The only problem I have with the whole engagement thing is being a fiancée. I hate the word with a Jerry Springer like passion and will have to come up with an alternative for the ‘look, drool, but don’t touch’ state. So far the possibilities are; ‘Beyoncé to be’ – which might be a problem if this magical he is expecting a transformation of black bootylicious proportions, then there's ‘three colours off-white’ for my pasty complexion, and ‘oops, missed me by that much.’

Now all I have to do is find the perfect dress, caterer, and a little something called a groom.

Ms seeking-Mr-Fabulous M.

Wednesday, October 1, 2008

Wooooooooooooooosh!

I can’t believe another whole week has skipped by and I didn’t even get a chance to do the dishes!
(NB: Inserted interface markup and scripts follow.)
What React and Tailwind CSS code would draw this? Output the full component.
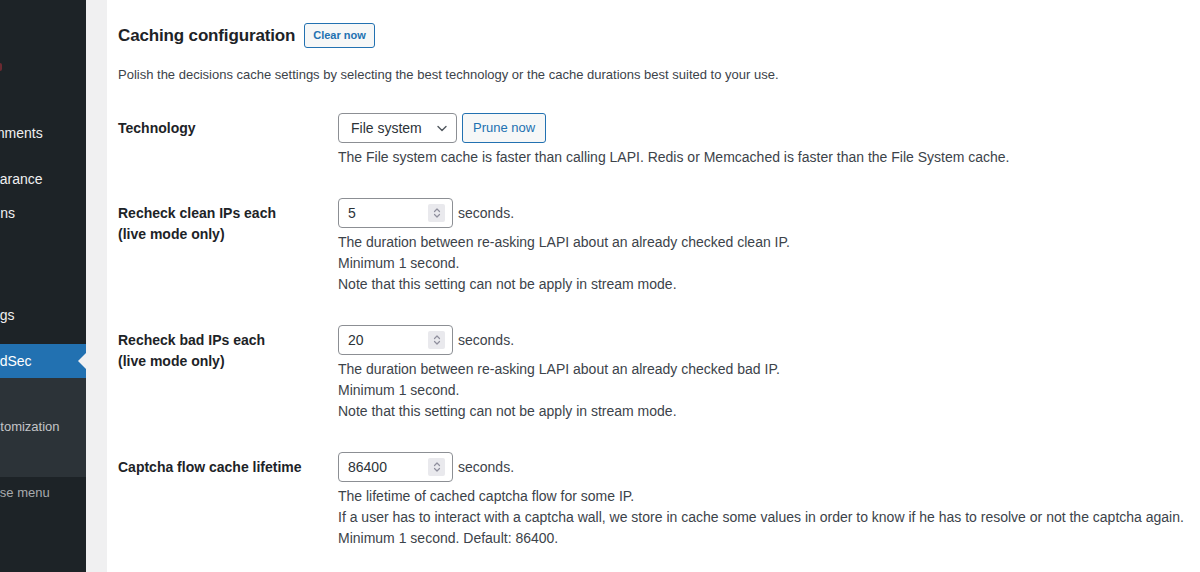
// App.jsx
// WordPress admin – CrowdSec plugin, "Caching configuration" section.
// Left: clipped admin menu. Right: settings form-table.

const MENU = [
  { label: "Comments", shift: "-ml-[25px]" },
  { sep: true },
  { label: "Appearance", shift: "-ml-[33px]" },
  { label: "Plugins", shift: "-ml-[31px]" },
  { label: "Users", shift: "-ml-[60px]" },
  { label: "Tools", shift: "-ml-[60px]" },
  { label: "Settings", shift: "-ml-[36px]" },
  { sep: true },
];

const SUBMENU = [
  { label: "Settings", shift: "-ml-[90px]" },
  { label: "Theme customization", shift: "-ml-[64px]" },
  { label: "Advanced", shift: "-ml-[90px]" },
];

const ROWS = [
  {
    label: ["Recheck clean IPs each", "(live mode only)"],
    value: "5",
    help: [
      "The duration between re-asking LAPI about an already checked clean IP.",
      "Minimum 1 second.",
      "Note that this setting can not be apply in stream mode.",
    ],
  },
  {
    label: ["Recheck bad IPs each", "(live mode only)"],
    value: "20",
    help: [
      "The duration between re-asking LAPI about an already checked bad IP.",
      "Minimum 1 second.",
      "Note that this setting can not be apply in stream mode.",
    ],
  },
  {
    label: ["Captcha flow cache lifetime"],
    value: "86400",
    help: [
      "The lifetime of cached captcha flow for some IP.",
      "If a user has to interact with a captcha wall, we store in cache some values in order to know if he has to resolve or not the captcha again.",
      "Minimum 1 second. Default: 86400.",
    ],
  },
];

function Sidebar() {
  return (
    <aside className="flex w-[86px] shrink-0 flex-col overflow-hidden bg-[#1d2327] text-[14px] text-[#f0f0f1]">
      {/* tail of an update bubble from the items above */}
      <div className="h-[116px] shrink-0 pt-[63px]">
        <div className="h-[8px] w-[2px] rounded-r-full bg-[#6b2a31]" />
      </div>

      {MENU.map((m, i) =>
        m.sep ? (
          <div key={i} className="h-[12px] shrink-0" />
        ) : (
          <div key={m.label} className="flex h-[34px] shrink-0 items-center whitespace-nowrap">
            <span className={m.shift}>{m.label}</span>
          </div>
        )
      )}

      {/* current menu item */}
      <div className="relative flex h-[34px] shrink-0 items-center whitespace-nowrap bg-[#2271b1] text-white">
        <span className="-ml-[33px]">CrowdSec</span>
        <span className="absolute right-0 top-1/2 h-0 w-0 -translate-y-1/2 border-y-[8px] border-r-[8px] border-y-transparent border-r-[#f0f0f1]" />
      </div>

      <div className="flex shrink-0 flex-col bg-[#2c3338] pb-[8px] pt-[7px] text-[13px] text-[#c3c4c7]">
        {SUBMENU.map((s) => (
          <div key={s.label} className="flex h-[28px] items-center whitespace-nowrap">
            <span className={s.shift}>{s.label}</span>
          </div>
        ))}
      </div>

      <div className="flex h-[32px] shrink-0 items-center whitespace-nowrap text-[13px] text-[#a7aaad]">
        <span className="-ml-[37px]">Collapse menu</span>
      </div>
    </aside>
  );
}

function Spinner() {
  return (
    <span className="flex h-[18px] w-[17px] items-center justify-center rounded-[2px] bg-[#e9e9ed]">
      <svg width="10" height="14" viewBox="0 0 10 14" fill="none" stroke="#8f8f9d" strokeWidth="1.2" strokeLinecap="round" strokeLinejoin="round">
        <path d="M2.5 5.5 L5 3 L7.5 5.5" />
        <path d="M2.5 8.5 L5 11 L7.5 8.5" />
      </svg>
    </span>
  );
}

function NumberField({ value }) {
  return (
    <div className="flex items-center gap-[5px]">
      <div className="flex h-[30px] w-[115px] items-center justify-between rounded-[4px] border border-[#8c8f94] bg-white pl-[9px] pr-[7px] text-[14px] text-[#2c3338]">
        <span>{value}</span>
        <Spinner />
      </div>
      <span className="text-[14px] text-[#3c434a]">seconds.</span>
    </div>
  );
}

function Help({ lines }) {
  return (
    <div className="mt-[4px] text-[14px] leading-[21px] text-[#3c434a]">
      {lines.map((l) => (
        <div key={l} className="whitespace-nowrap">{l}</div>
      ))}
    </div>
  );
}

function Row({ label, children }) {
  return (
    <div className="flex">
      <div className="w-[210px] shrink-0 pb-[20px] pt-[20px] pr-[10px] text-[14px] font-bold leading-[21px] text-[#1d2327]">
        {label.map((l) => (
          <div key={l} className="whitespace-nowrap">{l}</div>
        ))}
      </div>
      <div className="min-w-0 flex-1 py-[15px] pl-[10px]">{children}</div>
    </div>
  );
}

export default function App() {
  return (
    <div className="flex h-[572px] w-full overflow-hidden bg-[#f0f0f1] font-['Liberation_Sans',Arial,sans-serif]">
      <Sidebar />

      <div className="w-[21px] shrink-0" />

      <main className="min-w-0 flex-1 overflow-hidden bg-white pl-[11px]">
        {/* ============ Section heading ===================================== */}
        <div className="mt-[23px] flex h-[25px] items-center gap-[9px]">
          <h2 className="text-[17px] font-bold leading-[24px] tracking-[-0.15px] text-[#1d2327]">Caching configuration</h2>
          <button
            type="button"
            className="h-[25px] rounded-[3px] border border-[#2271b1] bg-[#f6f7f7] px-[8px] text-[11px] font-bold text-[#2271b1]"
          >
            Clear now
          </button>
        </div>

        <p className="mt-[17px] text-[13px] leading-[20px] text-[#3c434a]">
          Polish the decisions cache settings by selecting the best technology or the cache durations best suited to your use.
        </p>

        {/* ============ Form table ========================================== */}
        <div className="mt-[13px]">
          <Row label={["Technology"]}>
            <div className="flex items-center gap-[5px]">
              <div className="flex h-[30px] w-[119px] items-center justify-between rounded-[4px] border border-[#8c8f94] bg-white pl-[12px] pr-[7px] text-[14px] text-[#2c3338]">
                <span>File system</span>
                <svg width="14" height="14" viewBox="0 0 14 14" fill="none" stroke="#50575e" strokeWidth="1.4" strokeLinecap="round" strokeLinejoin="round">
                  <path d="M3 5.5 L7 9.5 L11 5.5" />
                </svg>
              </div>
              <button
                type="button"
                className="h-[30px] rounded-[3px] border border-[#2271b1] bg-[#f6f7f7] px-[10px] text-[13px] text-[#2271b1]"
              >
                Prune now
              </button>
            </div>
            <Help lines={["The File system cache is faster than calling LAPI. Redis or Memcached is faster than the File System cache."]} />
          </Row>

          {ROWS.map((r) => (
            <Row key={r.value} label={r.label}>
              <NumberField value={r.value} />
              <Help lines={r.help} />
            </Row>
          ))}
        </div>
      </main>
    </div>
  );
}
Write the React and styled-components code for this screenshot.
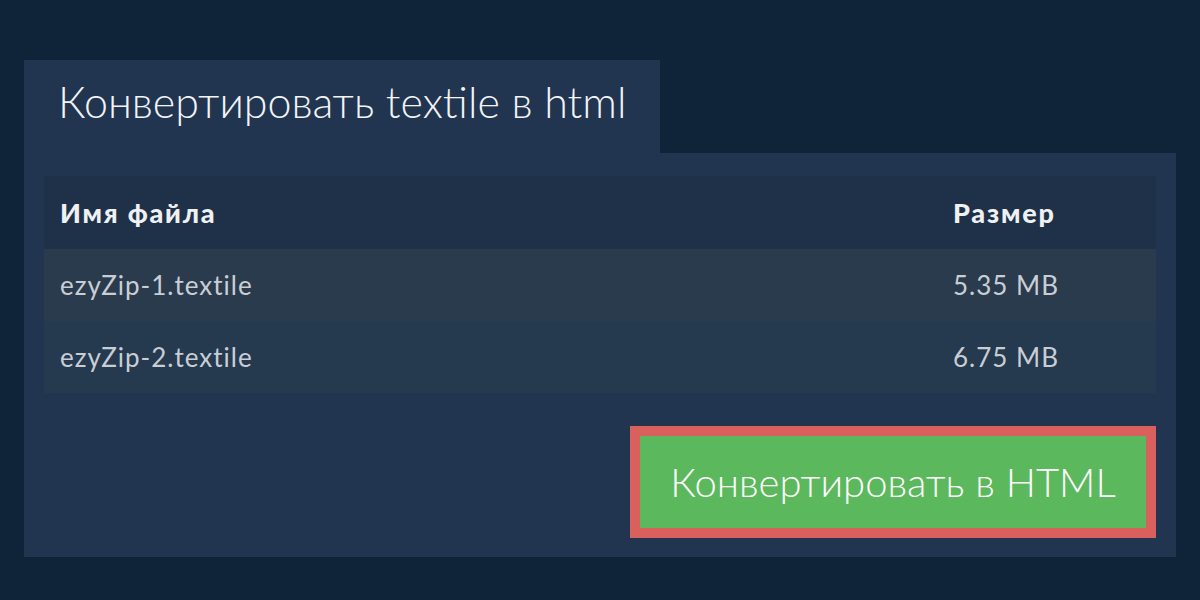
import React from "react";
import styled, { createGlobalStyle } from "styled-components";

const GlobalStyle = createGlobalStyle`
  html, body {
    margin: 0;
    padding: 0;
    background: #0f2339;
  }
  body {
    font-family: Lato, "Open Sans", sans-serif;
  }
`;

const files = [
  { name: "ezyZip-1.textile", size: "5.35 MB" },
  { name: "ezyZip-2.textile", size: "6.75 MB" },
];

const App = () => {
  return (
    <Page>
      <GlobalStyle />
      <Tab>Конвертировать textile в html</Tab>
      <Panel>
        <Table>
          <HeadRow>
            <Cell>Имя файла</Cell>
            <Cell>Размер</Cell>
          </HeadRow>
          {files.map((file, i) => (
            <Row key={file.name} odd={i % 2 === 0}>
              <Cell>{file.name}</Cell>
              <Cell>{file.size}</Cell>
            </Row>
          ))}
        </Table>
        <Actions>
          <ConvertButton>Конвертировать в HTML</ConvertButton>
        </Actions>
      </Panel>
    </Page>
  );
};

const Page = styled.div`
  width: 1200px;
  height: 600px;
  box-sizing: border-box;
  padding: 60px 24px 0 24px;
  background: #0f2339;
`;

const Tab = styled.div`
  width: 636px;
  height: 93px;
  box-sizing: border-box;
  padding: 16px 0 0 34px;
  background: #213550;
  color: #f2f4f6;
  font-size: 43px;
  font-weight: 300;
  line-height: 52px;
`;

const Panel = styled.div`
  width: 1152px;
  box-sizing: border-box;
  padding: 23px 20px 19px 20px;
  background: #213550;
`;

const Table = styled.div`
  display: flex;
  flex-direction: column;
`;

const Row = styled.div`
  display: grid;
  grid-template-columns: 893px 1fr;
  height: 72px;
  align-items: center;
  background: ${(p) => (p.odd ? "#2a3b4e" : "#25394f")};
  color: #c9ced5;
  font-size: 26px;
  letter-spacing: 1px;
`;

const HeadRow = styled(Row)`
  height: 73px;
  background: #1e3149;
  color: #eef0f2;
  font-size: 27px;
  font-weight: 900;
  letter-spacing: 1.8px;
`;

const Cell = styled.div`
  padding-left: 16px;
`;

const Actions = styled.div`
  display: flex;
  justify-content: flex-end;
  margin-top: 33px;
`;

const ConvertButton = styled.button`
  width: 526px;
  height: 112px;
  box-sizing: border-box;
  border: 10px solid #d9605c;
  background: #5cb85c;
  color: #ffffff;
  font-family: Lato, "Open Sans", sans-serif;
  font-size: 40px;
  font-weight: 300;
  padding: 0;
  cursor: pointer;
`;

export default App;
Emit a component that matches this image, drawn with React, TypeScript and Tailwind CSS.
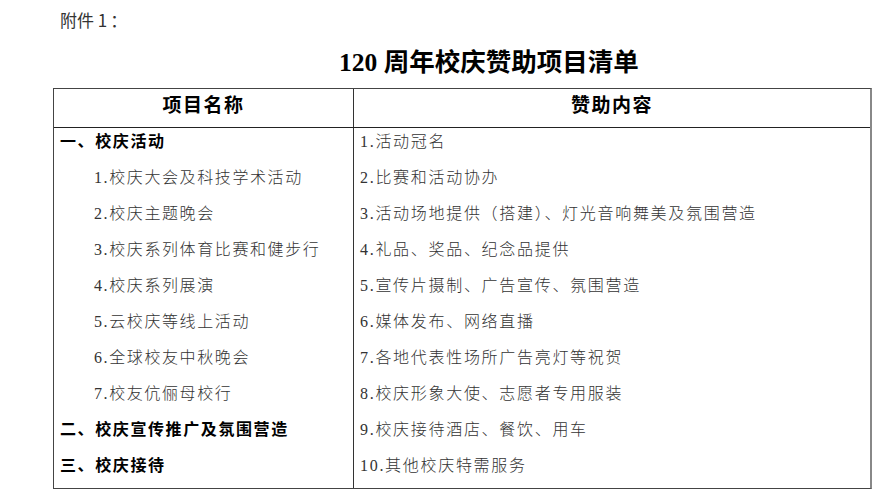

At this rate there will be no Mr Bond waiting for me at the end of the rainbow because I’ll be looking more like Oldfinger than Pussygalore!

Unfortunately the quest for a better life / job / legs / and or neverending packet of Tim Tams was once again put on hold for the usual life / boring job / aching legs / and a spiralling Arnott’s induced debt.

And in the middle of all this global credit squeeze, here I am just wanting a peck and a hug. It should be made purrrfectly clear that my rates are reasonable, GST is included, and if things were to get a bit frisky, then I’m fully prepared with three varieties of condoms. The only problem I can foresee is with the latex having disintegrated from being ten years beyond its expiry date, although to be honest, its getting to the stage where I wouldn’t mind being in a position where I was subjected to a Sexually Transmitted Debt. This magical other could have half of the nothing I have. Half of my quarter lived life. Half of my twentieth of a house deposit. And half of my page one of the three hundred page to do list.

But to be fair, he could have both halves of the dishes.

Ms fabulously-soapy-with-tepid-dishwater M.